▶ Goal
Transcribe the entries below exactly; leave every image out.

▶ Rows

+--

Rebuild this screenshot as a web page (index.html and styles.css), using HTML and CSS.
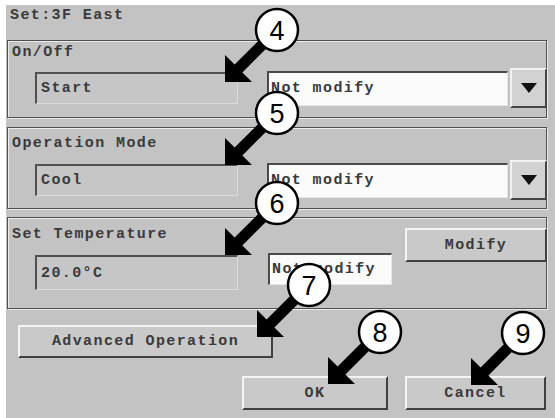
FILE: index.html
```html
<!DOCTYPE html>
<html>
<head>
	<meta charset="utf-8">
	<meta name="viewport" content="width=device-width">
	<title>Set:3F East</title>
	<link rel="stylesheet" href="styles.css">
</head>
<body>
	<div class="screen">
		<div class="title">Set:3F East</div>

		<div class="group group-onoff">
			<div class="group-label">On/Off</div>
			<div class="row">
				<div class="field">Start</div>
				<div class="select">
					<div class="select-text">Not modify</div>
					<div class="select-btn"><svg width="16" height="10" viewBox="0 0 16 10"><polygon points="0,0 16,0 8,10" fill="#111"/></svg></div>
				</div>
			</div>
		</div>

		<div class="group group-mode">
			<div class="group-label">Operation Mode</div>
			<div class="row">
				<div class="field">Cool</div>
				<div class="select">
					<div class="select-text">Not modify</div>
					<div class="select-btn"><svg width="16" height="10" viewBox="0 0 16 10"><polygon points="0,0 16,0 8,10" fill="#111"/></svg></div>
				</div>
			</div>
		</div>

		<div class="group group-temp">
			<div class="temp-left">
				<div class="group-label">Set Temperature</div>
				<div class="field">20.0°C</div>
			</div>
			<div class="white-box">Not modify</div>
			<div class="btn btn-modify">Modify</div>
		</div>

		<div class="btn btn-advanced">Advanced Operation</div>

		<div class="actions">
			<div class="btn btn-ok">OK</div>
			<div class="btn btn-cancel">Cancel</div>
		</div>
	</div>

	<!-- numbered callouts drawn over the dialog -->
	<svg class="callouts" width="555" height="418" viewBox="0 0 555 418">
		<defs>
			<polygon id="arrow" points="0,0 0,-27 9.6,-17.4 38.1,-45.9 45.9,-38.1 17.4,-9.6 27,0" fill="#000"/>
		</defs>
		<use href="#arrow" x="225" y="82"/>
		<use href="#arrow" x="225" y="165"/>
		<use href="#arrow" x="225" y="255"/>
		<use href="#arrow" x="257" y="337"/>
		<use href="#arrow" x="328" y="384"/>
		<use href="#arrow" x="471" y="385"/>
		<g class="badge"><circle cx="277" cy="30" r="21"/><text x="277" y="40">4</text></g>
		<g class="badge"><circle cx="277" cy="113" r="21"/><text x="277" y="123">5</text></g>
		<g class="badge"><circle cx="277" cy="203" r="21"/><text x="277" y="213">6</text></g>
		<g class="badge"><circle cx="309" cy="285" r="21"/><text x="309" y="295">7</text></g>
		<g class="badge"><circle cx="380" cy="332" r="21"/><text x="380" y="342">8</text></g>
		<g class="badge"><circle cx="523" cy="333" r="21"/><text x="523" y="343">9</text></g>
	</svg>
</body>
</html>
```

FILE: styles.css
```css
body {
	margin: 0;
	background: #fff;
	position: relative;
	width: 555px;
	height: 418px;
	overflow: hidden;
}

.screen {
	margin: 5px 0 0 6px;
	width: 549px;
	height: 413px;
	box-sizing: border-box;
	padding-left: 1px;
	background: #c3c3c3;
	font-family: "Liberation Mono", monospace;
	font-size: 15px;
	font-weight: bold;
	letter-spacing: 1.4px;
	color: #3a3a3a;
}

.title {
	height: 35px;
	box-sizing: border-box;
	padding: 3px 0 0 3px;
	line-height: 16px;
}

.group {
	width: 540px;
	box-sizing: border-box;
	border: 1px solid #4f4f4f;
	box-shadow: 1px 1px 0 #ececec, inset 1px 1px 0 #ececec;
}

.group-label {
	padding: 4px 0 0 4px;
	line-height: 16px;
}

.group-onoff {
	height: 78px;
}

.group-mode {
	height: 82px;
	margin-top: 9px;
}

.group-mode .group-label {
	padding-top: 8px;
}

.group-mode .row {
	margin-top: 8px;
}

.row {
	display: flex;
	align-items: center;
	margin-top: 7px;
	padding-left: 27px;
}

.field {
	width: 203px;
	height: 32px;
	box-sizing: border-box;
	display: flex;
	align-items: center;
	padding-left: 4px;
	background: #c6c6c6;
	border-top: 2px solid #505050;
	border-left: 2px solid #505050;
	border-bottom: 1px solid #dcdcdc;
	border-right: 1px solid #dcdcdc;
}

.select {
	flex: 1;
	display: flex;
	align-items: center;
	margin-left: 29px;
	margin-right: -1px;
	gap: 2px;
}

.select-text,
.white-box {
	height: 35px;
	box-sizing: border-box;
	display: flex;
	align-items: center;
	padding-left: 2px;
	background: #fbfbfb;
	border-top: 2px solid #4a4a4a;
	border-left: 2px solid #4a4a4a;
	border-bottom: 1px solid #e6e6e6;
	border-right: 1px solid #e6e6e6;
}

.select-text {
	flex: 1;
}

.select-btn {
	width: 37px;
	height: 40px;
	box-sizing: border-box;
	display: flex;
	align-items: center;
	justify-content: center;
	background: #d2d2d2;
	border-top: 2px solid #f2f2f2;
	border-left: 2px solid #f2f2f2;
	border-bottom: 2px solid #454545;
	border-right: 2px solid #454545;
}

.group-temp {
	height: 92px;
	margin-top: 8px;
	display: flex;
}

.temp-left {
	width: 230px;
	padding-top: 5px;
}

.temp-left .field {
	margin: 12px 0 0 27px;
	height: 35px;
}

.white-box {
	width: 124px;
	height: 32px;
	align-self: flex-end;
	margin: 0 0 23px 30px;
}

.btn {
	box-sizing: border-box;
	display: flex;
	align-items: center;
	justify-content: center;
	background: #c9c9c9;
	border-top: 2px solid #f4f4f4;
	border-left: 2px solid #f4f4f4;
	border-bottom: 2px solid #404040;
	border-right: 2px solid #404040;
}

.btn-modify {
	width: 142px;
	height: 34px;
	align-self: flex-start;
	margin: 10px -1px 0 auto;
}

.btn-advanced {
	width: 255px;
	height: 33px;
	margin: 16px 0 0 11px;
}

.actions {
	display: flex;
	justify-content: flex-end;
	gap: 17px;
	margin-top: 18px;
	padding-right: 9px;
}

.btn-ok {
	width: 146px;
	height: 34px;
}

.btn-cancel {
	width: 141px;
	height: 34px;
}

.callouts {
	position: absolute;
	left: 0;
	top: 0;
}

.badge circle {
	fill: #fff;
	stroke: #000;
	stroke-width: 2.5;
}

.badge text {
	font-family: "Liberation Sans", sans-serif;
	font-size: 27px;
	text-anchor: middle;
	fill: #000;
}
```
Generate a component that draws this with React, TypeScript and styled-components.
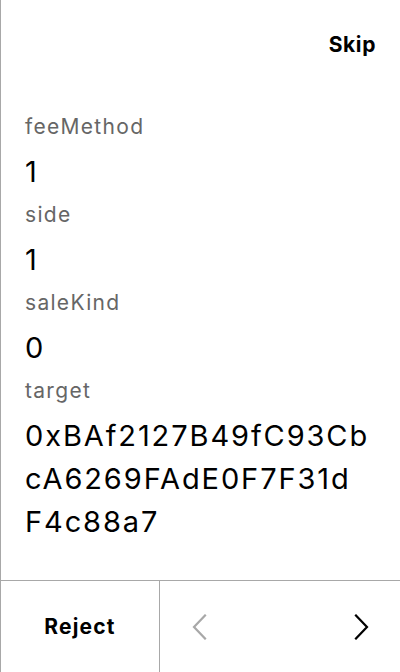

+--

▶ Written reply
Rebuild this screenshot as a web page (index.html and styles.css), using HTML and CSS.
FILE: index.html
```html
<!DOCTYPE html>
<html>
<head>
	<meta charset="utf-8">
	<meta name="viewport" content="width=device-width">
	<title>Set:3F East</title>
	<link rel="stylesheet" href="styles.css">
</head>
<body>
	<div class="screen">
		<div class="title">Set:3F East</div>

		<div class="group group-onoff">
			<div class="group-label">On/Off</div>
			<div class="row">
				<div class="field">Start</div>
				<div class="select">
					<div class="select-text">Not modify</div>
					<div class="select-btn"><svg width="16" height="10" viewBox="0 0 16 10"><polygon points="0,0 16,0 8,10" fill="#111"/></svg></div>
				</div>
			</div>
		</div>

		<div class="group group-mode">
			<div class="group-label">Operation Mode</div>
			<div class="row">
				<div class="field">Cool</div>
				<div class="select">
					<div class="select-text">Not modify</div>
					<div class="select-btn"><svg width="16" height="10" viewBox="0 0 16 10"><polygon points="0,0 16,0 8,10" fill="#111"/></svg></div>
				</div>
			</div>
		</div>

		<div class="group group-temp">
			<div class="temp-left">
				<div class="group-label">Set Temperature</div>
				<div class="field">20.0°C</div>
			</div>
			<div class="white-box">Not modify</div>
			<div class="btn btn-modify">Modify</div>
		</div>

		<div class="btn btn-advanced">Advanced Operation</div>

		<div class="actions">
			<div class="btn btn-ok">OK</div>
			<div class="btn btn-cancel">Cancel</div>
		</div>
	</div>

	<!-- numbered callouts drawn over the dialog -->
	<svg class="callouts" width="555" height="418" viewBox="0 0 555 418">
		<defs>
			<polygon id="arrow" points="0,0 0,-27 9.6,-17.4 38.1,-45.9 45.9,-38.1 17.4,-9.6 27,0" fill="#000"/>
		</defs>
		<use href="#arrow" x="225" y="82"/>
		<use href="#arrow" x="225" y="165"/>
		<use href="#arrow" x="225" y="255"/>
		<use href="#arrow" x="257" y="337"/>
		<use href="#arrow" x="328" y="384"/>
		<use href="#arrow" x="471" y="385"/>
		<g class="badge"><circle cx="277" cy="30" r="21"/><text x="277" y="40">4</text></g>
		<g class="badge"><circle cx="277" cy="113" r="21"/><text x="277" y="123">5</text></g>
		<g class="badge"><circle cx="277" cy="203" r="21"/><text x="277" y="213">6</text></g>
		<g class="badge"><circle cx="309" cy="285" r="21"/><text x="309" y="295">7</text></g>
		<g class="badge"><circle cx="380" cy="332" r="21"/><text x="380" y="342">8</text></g>
		<g class="badge"><circle cx="523" cy="333" r="21"/><text x="523" y="343">9</text></g>
	</svg>
</body>
</html>
```

FILE: styles.css
```css
body {
	margin: 0;
	background: #fff;
	position: relative;
	width: 555px;
	height: 418px;
	overflow: hidden;
}

.screen {
	margin: 5px 0 0 6px;
	width: 549px;
	height: 413px;
	box-sizing: border-box;
	padding-left: 1px;
	background: #c3c3c3;
	font-family: "Liberation Mono", monospace;
	font-size: 15px;
	font-weight: bold;
	letter-spacing: 1.4px;
	color: #3a3a3a;
}

.title {
	height: 35px;
	box-sizing: border-box;
	padding: 3px 0 0 3px;
	line-height: 16px;
}

.group {
	width: 540px;
	box-sizing: border-box;
	border: 1px solid #4f4f4f;
	box-shadow: 1px 1px 0 #ececec, inset 1px 1px 0 #ececec;
}

.group-label {
	padding: 4px 0 0 4px;
	line-height: 16px;
}

.group-onoff {
	height: 78px;
}

.group-mode {
	height: 82px;
	margin-top: 9px;
}

.group-mode .group-label {
	padding-top: 8px;
}

.group-mode .row {
	margin-top: 8px;
}

.row {
	display: flex;
	align-items: center;
	margin-top: 7px;
	padding-left: 27px;
}

.field {
	width: 203px;
	height: 32px;
	box-sizing: border-box;
	display: flex;
	align-items: center;
	padding-left: 4px;
	background: #c6c6c6;
	border-top: 2px solid #505050;
	border-left: 2px solid #505050;
	border-bottom: 1px solid #dcdcdc;
	border-right: 1px solid #dcdcdc;
}

.select {
	flex: 1;
	display: flex;
	align-items: center;
	margin-left: 29px;
	margin-right: -1px;
	gap: 2px;
}

.select-text,
.white-box {
	height: 35px;
	box-sizing: border-box;
	display: flex;
	align-items: center;
	padding-left: 2px;
	background: #fbfbfb;
	border-top: 2px solid #4a4a4a;
	border-left: 2px solid #4a4a4a;
	border-bottom: 1px solid #e6e6e6;
	border-right: 1px solid #e6e6e6;
}

.select-text {
	flex: 1;
}

.select-btn {
	width: 37px;
	height: 40px;
	box-sizing: border-box;
	display: flex;
	align-items: center;
	justify-content: center;
	background: #d2d2d2;
	border-top: 2px solid #f2f2f2;
	border-left: 2px solid #f2f2f2;
	border-bottom: 2px solid #454545;
	border-right: 2px solid #454545;
}

.group-temp {
	height: 92px;
	margin-top: 8px;
	display: flex;
}

.temp-left {
	width: 230px;
	padding-top: 5px;
}

.temp-left .field {
	margin: 12px 0 0 27px;
	height: 35px;
}

.white-box {
	width: 124px;
	height: 32px;
	align-self: flex-end;
	margin: 0 0 23px 30px;
}

.btn {
	box-sizing: border-box;
	display: flex;
	align-items: center;
	justify-content: center;
	background: #c9c9c9;
	border-top: 2px solid #f4f4f4;
	border-left: 2px solid #f4f4f4;
	border-bottom: 2px solid #404040;
	border-right: 2px solid #404040;
}

.btn-modify {
	width: 142px;
	height: 34px;
	align-self: flex-start;
	margin: 10px -1px 0 auto;
}

.btn-advanced {
	width: 255px;
	height: 33px;
	margin: 16px 0 0 11px;
}

.actions {
	display: flex;
	justify-content: flex-end;
	gap: 17px;
	margin-top: 18px;
	padding-right: 9px;
}

.btn-ok {
	width: 146px;
	height: 34px;
}

.btn-cancel {
	width: 141px;
	height: 34px;
}

.callouts {
	position: absolute;
	left: 0;
	top: 0;
}

.badge circle {
	fill: #fff;
	stroke: #000;
	stroke-width: 2.5;
}

.badge text {
	font-family: "Liberation Sans", sans-serif;
	font-size: 27px;
	text-anchor: middle;
	fill: #000;
}
```
Generate a component that draws this with React, TypeScript and styled-components.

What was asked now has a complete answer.